After walking up the hill to the lighthouse and appreciating the amazing ocean vista we took some photos and then descended to start our hike north along the coast. A number of hikers were already on the path but, as often is the case, we started up the wrong one! Instead of bearing left along a grassy track we followed the gravel path which leads to the telegraph mast. Realising our mistake we crossed the heather having to pick our way carefully across the sometimes boggy ground and joined the grass track close to the edge of the cliff.
The path was mainly short grass but often became indistinct in places and finding a suitable way across boggy patches and negotiating rocky sections added to the variety. The views, of course, more than made up for the challenges underfoot but it was harder going than we anticipated. After about a kilometre we came upon a gully which is navigated by steep rocky steps on either side. We had expected this as the guide book had mentioned this feature however what the book had described as merely "awkward" was more than a tad hair-raising!
Having successfully crossed the gully we resumed our hike along the cliff top with the path moving very close to the edge in places and becoming quite steep and boggy in others. At one point we considered turning back as we seemed to have been trudging for a long time and began to doubt out ability to cover the remaining distance. After consulting the GPS and taking a rest as we decided what to do next we found that it was only another 780 metres to Cirean Geardail, the rocky promontory from which the Old Man of Stoer can be viewed. So, infused with a sense of purpose, we started out again.
The sea was calm and we could see right to the Western Isles in the distance but once again we failed to spot any whales, dolphins or seals in the huge expanse of blue ocean. Below us on the rocks at the base of the cliffs seabirds were wheeling and diving for fish and Alex was sure she saw a solitary seal but it was gone in a flash if it was ever really there.
At last we reached Cirean Geardail where two couples were already admiring the view and taking photos. Two of them were even perched on the rocky pinnacle but that was a particular adventure that nothing would have induced me to take!
Looking north from the promontory The Old Man of Stoer (from the Norse "staurr" meaning pole) stood majestically in isolation, 70 metres of sea stack jutting up from the oceean on its rocky plinth. It's an impressive sight to be sure and we took many photos but this was as far as we planned to go although it was possible to hike all the way to the Point of Stoer another 1km along and the most westerly point of the peninsula.
After a short rest, enjoying the sunshine, we made our back along the coastal path this time taking as direct a route as possible even though this sometimes seemed to be the more difficult it proved to be much quicker. Of course, as always, Alex unerringly managed to find the wettest and deepest part of one of the boggy patches that we were obliged to cross and sank ankle deep into the liquid mud. Even my boots were muddy to the laces and I'm famous for being able to jump, step and generally dance my way across a bog without getting my feet wet! Still, it made us giggle.
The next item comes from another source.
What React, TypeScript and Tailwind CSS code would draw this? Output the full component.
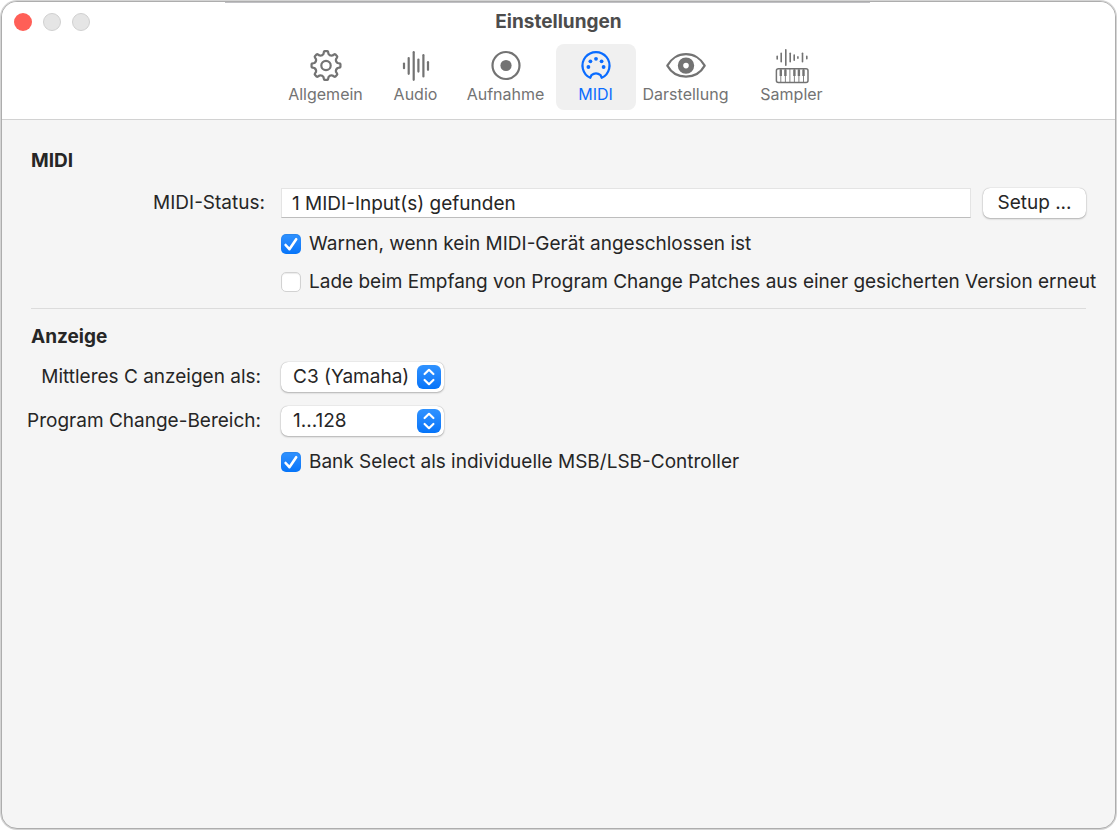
import type { ReactNode } from 'react'

// outline of the gear: eight teeth around (20, 17.5)
function gearPath() {
  const point = (radius: number, deg: number) => {
    const a = ((deg - 90) * Math.PI) / 180
    return `${(20 + radius * Math.cos(a)).toFixed(2)} ${(17.5 + radius * Math.sin(a)).toFixed(2)}`
  }
  let d = ''
  for (let i = 0; i < 8; i++) {
    const deg = i * 45
    d += `${i === 0 ? 'M' : 'L'}${point(11.9, deg - 12)} L${point(13.6, deg - 9)} Q${point(14.5, deg - 8)} ${point(14.5, deg - 5)} `
    d += `L${point(14.5, deg + 5)} Q${point(14.5, deg + 8)} ${point(13.6, deg + 9)} L${point(11.9, deg + 12)} `
    d += `Q${point(10.2, deg + 22.5)} ${point(11.9, deg + 33)} `
  }
  return d + 'Z'
}

const audioBars = [
  [8, 15.6, 20.2],
  [12.7, 10, 25.8],
  [17.7, 4.2, 31.8],
  [22.4, 11.6, 23.6],
  [27.4, 7.2, 28.4],
  [32, 14.2, 21.8],
]

const samplerBars = [
  [5.2, 8.4, 11],
  [9.2, 5.4, 13.8],
  [13.8, 1.8, 17.2],
  [18.2, 5.2, 13.8],
  [22.2, 7, 12.2],
  [25.9, 8.9, 10.2],
  [30.5, 5.2, 13.8],
  [34.8, 8.4, 10.8],
]

function Icon({ children }: { children: ReactNode }) {
  return (
    <svg viewBox="0 0 40 36" className="w-10 h-9" fill="none" stroke="currentColor" strokeWidth="2.2" strokeLinecap="round" strokeLinejoin="round" aria-hidden="true">
      {children}
    </svg>
  )
}

const tabs = [
  {
    label: 'Allgemein',
    icon: (
      <Icon>
        <path d={gearPath()} />
        <circle cx="20" cy="17.5" r="4.7" />
      </Icon>
    ),
  },
  {
    label: 'Audio',
    icon: (
      <Icon>
        {audioBars.map(([x, top, bottom]) => (
          <path key={x} d={`M${x} ${top}V${bottom}`} />
        ))}
      </Icon>
    ),
  },
  {
    label: 'Aufnahme',
    icon: (
      <Icon>
        <circle cx="20" cy="17.5" r="13.5" />
        <circle cx="20" cy="17.5" r="5.6" fill="currentColor" stroke="none" />
      </Icon>
    ),
  },
  {
    label: 'MIDI',
    active: true,
    icon: (
      <Icon>
        <path d="M14.3 29.8A13.5 13.5 0 1 1 25.7 29.8L24.6 27.2Q20 23.4 15.4 27.2Z" />
        <g fill="currentColor" stroke="none">
          <circle cx="12.4" cy="19" r="1.9" />
          <circle cx="14.4" cy="13.3" r="1.9" />
          <circle cx="20" cy="10.8" r="1.9" />
          <circle cx="25.6" cy="13.3" r="1.9" />
          <circle cx="27.6" cy="19" r="1.9" />
        </g>
      </Icon>
    ),
  },
  {
    label: 'Darstellung',
    icon: (
      <Icon>
        <path d="M1.3 17.6C5 10.8 12 6.2 20 6.2S35 10.8 38.7 17.6C35 24.2 28 28.6 20 28.6S5 24.2 1.3 17.6Z" />
        <circle cx="20" cy="17.6" r="5.5" strokeWidth="5.4" />
      </Icon>
    ),
  },
  {
    label: 'Sampler',
    spaced: true,
    icon: (
      <Icon>
        {samplerBars.map(([x, top, bottom]) => (
          <path key={x} d={`M${x} ${top}V${bottom}`} strokeWidth="1.6" />
        ))}
        <rect x="4.4" y="20.8" width="31.6" height="13.6" rx="2" strokeWidth="1.5" />
        <path d="M8.8 21V34M13.4 21V34M17.9 21V34M22.4 21V34M26.9 21V34M31.5 21V34" strokeWidth="0.9" />
        <path d="M8.8 21.5V28M13.4 21.5V28M22.4 21.5V28M26.9 21.5V28M31.5 21.5V28" strokeWidth="2.4" strokeLinecap="butt" />
      </Icon>
    ),
  },
]

function Checkbox({ id, label, checked }: { id: string; label: string; checked?: boolean }) {
  return (
    <div className="flex items-center gap-2">
      <span className="relative flex shrink-0">
        <input
          id={id}
          type="checkbox"
          defaultChecked={checked}
          className="peer appearance-none size-5 rounded-[5px] bg-white border border-[#d2d2d2] shadow-[inset_0_1px_1px_rgba(0,0,0,0.08)] checked:border-0 checked:bg-gradient-to-b checked:from-[#2f92ff] checked:to-[#0474f9]"
        />
        <svg viewBox="0 0 20 20" className="absolute inset-0 size-5 pointer-events-none opacity-0 peer-checked:opacity-100" fill="none" stroke="white" strokeWidth="2.6" strokeLinecap="round" strokeLinejoin="round" aria-hidden="true">
          <path d="M4.6 11L8.4 15.2L15.2 5.2" />
        </svg>
      </span>
      <label htmlFor={id}>{label}</label>
    </div>
  )
}

function Select({ id, options }: { id: string; options: string[] }) {
  return (
    <div className="relative w-[163px]">
      <select id={id} className="appearance-none block w-full h-[30px] pl-3 pr-8 rounded-[7px] bg-white shadow-[0_0_1px_rgba(0,0,0,0.35),0_1px_2px_rgba(0,0,0,0.25)]">
        {options.map((option) => (
          <option key={option}>{option}</option>
        ))}
      </select>
      <svg viewBox="0 0 24 24" className="absolute right-[3px] top-[3px] size-6 pointer-events-none rounded-md bg-gradient-to-b from-[#2f92ff] to-[#0474f9]" fill="none" stroke="white" strokeWidth="2.2" strokeLinecap="round" strokeLinejoin="round" aria-hidden="true">
        <path d="M7.6 9L12 4.8L16.4 9M7.6 15L12 19.2L16.4 15" />
      </svg>
    </div>
  )
}

export default function App() {
  return (
    <div className="min-h-screen flex bg-white font-['Inter',sans-serif] text-[19px] leading-6 text-[#262626]">
      <div className="flex-1 flex flex-col m-px rounded-2xl border border-[#adadad] ring-1 ring-[#d4d4d4] bg-[#f5f5f5] overflow-hidden">
        <header className="bg-white border-b border-[#d2d2d2]">
          <div className="h-px ml-[20%] w-[58%] bg-[#c0c0c4]" />
          <div className="h-[38px] grid grid-cols-[1fr_auto_1fr] items-center px-3">
            <div className="flex gap-[11px]">
              <button aria-label="Schließen" className="size-[18px] rounded-full bg-[#ff5f57]" />
              <button aria-label="Minimieren" className="size-[18px] rounded-full bg-[#e5e5e5] border border-[#d0d0d0]" />
              <button aria-label="Zoomen" className="size-[18px] rounded-full bg-[#e5e5e5] border border-[#d0d0d0]" />
            </div>
            <h1 className="font-bold text-[#4c4c4c]">Einstellungen</h1>
          </div>
          <nav className="flex justify-center gap-[10px] pt-[3px] pb-[9px]">
            {tabs.map((tab) => (
              <button
                key={tab.label}
                className={`w-20 h-[66px] pt-1 flex flex-col items-center rounded-lg text-base leading-5 whitespace-nowrap ${
                  tab.active ? 'bg-[#f0f0f0] text-[#0a6cff]' : 'text-[#737373]'
                } ${tab.spaced ? 'ml-4' : ''}`}
              >
                {tab.icon}
                <span>{tab.label}</span>
              </button>
            ))}
          </nav>
        </header>

        <main className="px-[29px] pt-[29px]">
          <section className="pb-[14px] border-b border-[#dcdcdc]">
            <h2 className="font-bold">MIDI</h2>
            <div className="mt-[15px] grid grid-cols-[234px_minmax(0,1fr)] gap-x-4 gap-y-[14px]">
              <label htmlFor="midi-status" className="self-center text-right">MIDI-Status:</label>
              <div className="flex items-center gap-3">
                <input
                  id="midi-status"
                  readOnly
                  value="1 MIDI-Input(s) gefunden"
                  className="flex-1 min-w-0 h-[30px] px-[10px] bg-white border border-[#e4e4e4] border-b-[#bdbdbd]"
                />
                <button className="w-[103px] h-[30px] rounded-[7px] bg-white shadow-[0_0_1px_rgba(0,0,0,0.35),0_1px_2px_rgba(0,0,0,0.25)]">Setup ...</button>
              </div>
              <div className="col-start-2 flex flex-col gap-[14px] whitespace-nowrap">
                <Checkbox id="warn" label="Warnen, wenn kein MIDI-Gerät angeschlossen ist" checked />
                <Checkbox id="reload" label="Lade beim Empfang von Program Change Patches aus einer gesicherten Version erneut" />
              </div>
            </div>
          </section>

          <section className="pt-4">
            <h2 className="font-bold">Anzeige</h2>
            <div className="mt-[13px] grid grid-cols-[234px_minmax(0,1fr)] gap-x-4 gap-y-[14px] items-center">
              <label htmlFor="middle-c" className="flex justify-end pr-1 whitespace-nowrap">Mittleres C anzeigen als:</label>
              <Select id="middle-c" options={['C3 (Yamaha)', 'C4 (Roland)']} />
              <label htmlFor="program-range" className="flex justify-end pr-1 whitespace-nowrap">Program Change-Bereich:</label>
              <Select id="program-range" options={['1...128', '0...127']} />
              <div className="col-start-2">
                <Checkbox id="bank-select" label="Bank Select als individuelle MSB/LSB-Controller" checked />
              </div>
            </div>
          </section>
        </main>
      </div>
    </div>
  )
}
Once we tackled the steep sided gully again - and for some reason it seemed easier on the way back - we were on the home stretch and heading for the lighthouse and the promise of a drink and something to eat at the Living the Dream tea van.
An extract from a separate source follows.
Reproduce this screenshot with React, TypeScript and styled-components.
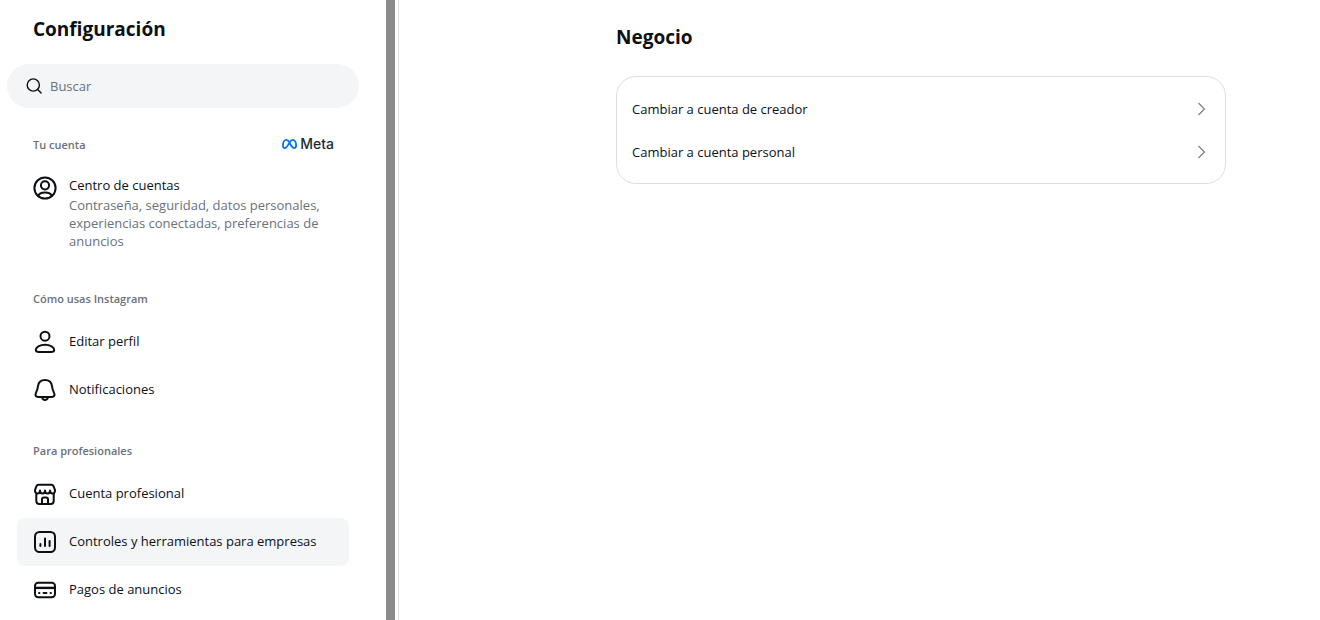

The van can be found in the car park every day except Saturday and is open from 11am to 5pm during the summer season from Easter to September. We opted for a fried egg roll but had to change to a cheese and chutney roll when the northerly wind kept blowing out the gas! An occupational hazard it seems with the van's location. Undaunted we happily switched to cheese and chutney and augmented that with some homemade lemon cake.
We sat at the picnic table provided in the shelter of a parked campervan and ate our lunch looking out over the ocean and happy to be under blue skies in spite of the stiff breeze blowing. The food was delicious and my mug of hot chocolate finished it off nicely.
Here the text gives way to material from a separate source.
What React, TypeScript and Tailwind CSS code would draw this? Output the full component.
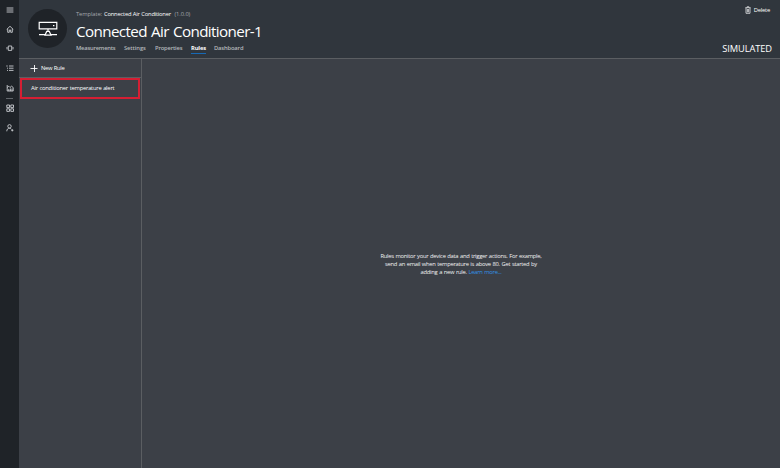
import type { ReactNode } from 'react';

function Icon({ children }: { children: ReactNode }) {
  return (
    <svg viewBox="0 0 8 8" className="size-2 shrink-0" fill="none" stroke="#c9ccd0" strokeWidth="0.9">
      {children}
    </svg>
  );
}

function Sidebar() {
  return (
    <nav className="flex w-[19px] shrink-0 flex-col items-center bg-[#1f2328] pt-[6px]">
      <Icon><path d="M.6 2h6.8M.6 4h6.8M.6 6h6.8" /></Icon>
      <div className="mt-[11px]"><Icon><path d="M.7 4.5 4 1.3l3.3 3.2M1.7 3.8V7.3h1.6V5h1.4v2.3h1.6V3.8" /></Icon></div>
      <div className="mt-[11px]"><Icon><path d="M2.3 2h3.4v4.4H2.3zM1 3v2.4M7 3v2.4" /></Icon></div>
      <div className="mt-[12px]"><Icon><path d="M3 2h4.5M3 4.2h4.5M3 6.4h4.5M.3 2h1.4M1 4.2h1M1 6.4h1" /></Icon></div>
      <div className="mt-[12px]"><Icon><path d="M1.2 1v6h6V3.5L5.5 2.2 4 3.5 2.8 2.2 1.2 3.5M2.8 7V5M4.4 7V4.5M6 7V4.5" /></Icon></div>
      <div className="mt-[6px] h-px w-[7px] bg-[#62666b]" />
      <div className="mt-[5px]"><Icon><path d="M.8 1h2.7v2.6H.8zM4.8 1h2.7v2.6H4.8zM.8 4.8h2.7v2.6H.8zM4.8 4.8h2.7v2.6H4.8z" /></Icon></div>
      <div className="mt-[12px]"><Icon><circle cx="3.5" cy="2.3" r="1.7" /><path d="M.8 7.3c0-2 1-3 2.7-3 1 0 1.5.4 1.9.9M5.2 6.3h2.2M6.3 5.2v2.2" /></Icon></div>
    </nav>
  );
}

function Header() {
  return (
    <header className="flex h-[59px] shrink-0 border-b border-[#5b5e62] bg-[#30363d] pl-[9px] pr-[8px]">
      <div className="mt-[9px] flex size-[39px] shrink-0 items-center justify-center rounded-full bg-[#1f2328]">
        <svg viewBox="0 0 20 16" className="h-4 w-5" fill="none" stroke="#fff" strokeWidth="1.2">
          <path d="M1.2 1.3h17.6v6.5H1.2zM10 8v2.3M8.7 10.4h2.6l1.7 3.7H7zM1 13.6h6.2M12.8 13.6H19M15 4.6h1.4" />
        </svg>
      </div>
      <div className="ml-[9px] whitespace-nowrap">
        <div className="mt-[10px] flex h-2 items-center text-[5.8px] leading-[8px] text-[#a5a8ac]">
          <span className="w-[28px] tracking-[-0.1px]">Template:</span>
          <span className="w-[70.5px] tracking-[-0.21px] text-white [word-spacing:0.3px]">Connected Air Conditioner</span>
          <span className="tracking-[-0.1px]">(1.0.0)</span>
        </div>
        <h1 className="mt-[3px] h-[20px] text-[15.2px] leading-[20px] tracking-[-0.61px] text-white [word-spacing:0.8px]">Connected Air Conditioner-1</h1>
        <div className="mt-[3px] flex h-[10px] text-[5.8px] font-semibold leading-[8px] text-[#b5b8bb]">
          <span className="w-[48px] tracking-[-0.22px]">Measurements</span>
          <span className="w-[31px] tracking-[-0.08px]">Settings</span>
          <span className="w-[36px] tracking-[-0.18px]">Properties</span>
          <span className="mr-[8px] h-[10px] w-[15px] border-b border-[#1769b5] font-bold tracking-[-0.15px] text-white">Rules</span>
          <span className="tracking-[-0.15px]">Dashboard</span>
        </div>
      </div>
      <div className="ml-auto flex flex-col items-end text-white">
        <div className="mr-[2px] mt-[6px] flex h-2 items-center text-[5.8px] leading-[8px]">
          <svg viewBox="0 0 6 8" className="mr-[3px] h-2 w-1.5" fill="none" stroke="#e5e6e8" strokeWidth=".8">
            <path d="M.3 1.7h5.4M2 1.5V.8h2v.7M1 2v5.3h4V2M2.4 3v3.3M3.6 3v3.3" />
          </svg>
          <span className="tracking-[-0.2px]">Delete</span>
        </div>
        <span className="mt-[29px] text-[9.3px] leading-[12px] tracking-[-0.1px]">SIMULATED</span>
      </div>
    </header>
  );
}

export default function App() {
  return (
    <div className="flex h-[468px] w-[780px] overflow-hidden bg-[#3c4047] font-['Open_Sans','Noto_Sans',sans-serif]">
      <Sidebar />
      <div className="flex min-w-0 flex-1 flex-col">
        <Header />
        <main className="flex min-h-0 flex-1">
          <aside className="w-[123px] shrink-0 border-r border-[#5b5e62] text-[5.8px] leading-[8px] text-white">
            <button className="flex h-[19px] w-full items-center border-b border-[#5b5e62] pl-[11px]">
              <svg viewBox="0 0 8 8" className="mr-[3px] size-2" stroke="#fff" strokeWidth=".9"><path d="M.5 4.5h7M4.5 1v7" /></svg>
              <span className="tracking-[-0.28px] [word-spacing:0.3px]">New Rule</span>
            </button>
            <div className="ml-px flex h-[21px] w-[120px] items-center whitespace-nowrap border-2 border-[#d51e33] pb-px pl-[9px]">
              <span className="tracking-[-0.23px] [word-spacing:0.4px]">Air conditioner temperature alert</span>
            </div>
          </aside>
          <section className="flex flex-1 items-center justify-center pt-px">
            <p className="whitespace-nowrap text-center text-[5.8px] leading-[8.2px] tracking-[-0.26px] text-[#f0f1f2] [word-spacing:0.4px]">
              Rules monitor your device data and trigger actions. For example,<br />
              send an email when temperature is above 80. Get started by<br />
              adding a new rule. <a className="text-[#3193e8]">Learn more...</a>
            </p>
          </section>
        </main>
      </div>
    </div>
  );
}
Fortified and ready to be on the move again we decided that, rather than retrace our steps, we would continue on around the coast to Drumbeg, through Kylescu and on to Scourie.
This was a tense journey to say the least. If the first part of the trip had been hair-raising this section was nerve-wracking. Cars ripped along at speed and the road was narrower than a domestic driveway at home with no room to manoeuvre on either side, in fact the road was often bordered by stone walls. It was a looooooong drive!
Finally we emerged onto the bliss of a road wide enough for 2 cars at a time (and even boasting a white line down the middle) andf turned for Scourie. By now the clouds were gathering and the blue sky was reduced to isolated patches as we drove through dramatic and intimidating scenery dominated by looming mountains and rocky crags. There is no softness here, it a hard and unforgiving landscape interrupted only by expanses of water yet, at the same time, it is some of the most beautiful.
We made a brief stop at the beach but the wind was now chilly and the tide was out so we stayed only long enough to stretch out legs and blow away some of the cobwebs of a tiring drive.
Driving back to Lochinver we avoided the nightmare coastal road and stuck to the main route making for a much quicker journey and we arrived back in the village in the late afternoon under grey skies.
With rain forecast for the remainder of the week we felt privileged to have managed a full day of blue skies and sunshine; perfect weather for our clifftop hike at Stoerhead. Having hiked it in clear weather I can confidently say that there is no way that I would trudge along a cliff top in wet or windy weather even to catch a glimpse of The Old Man of Stoer. Call me a coward but I value my life!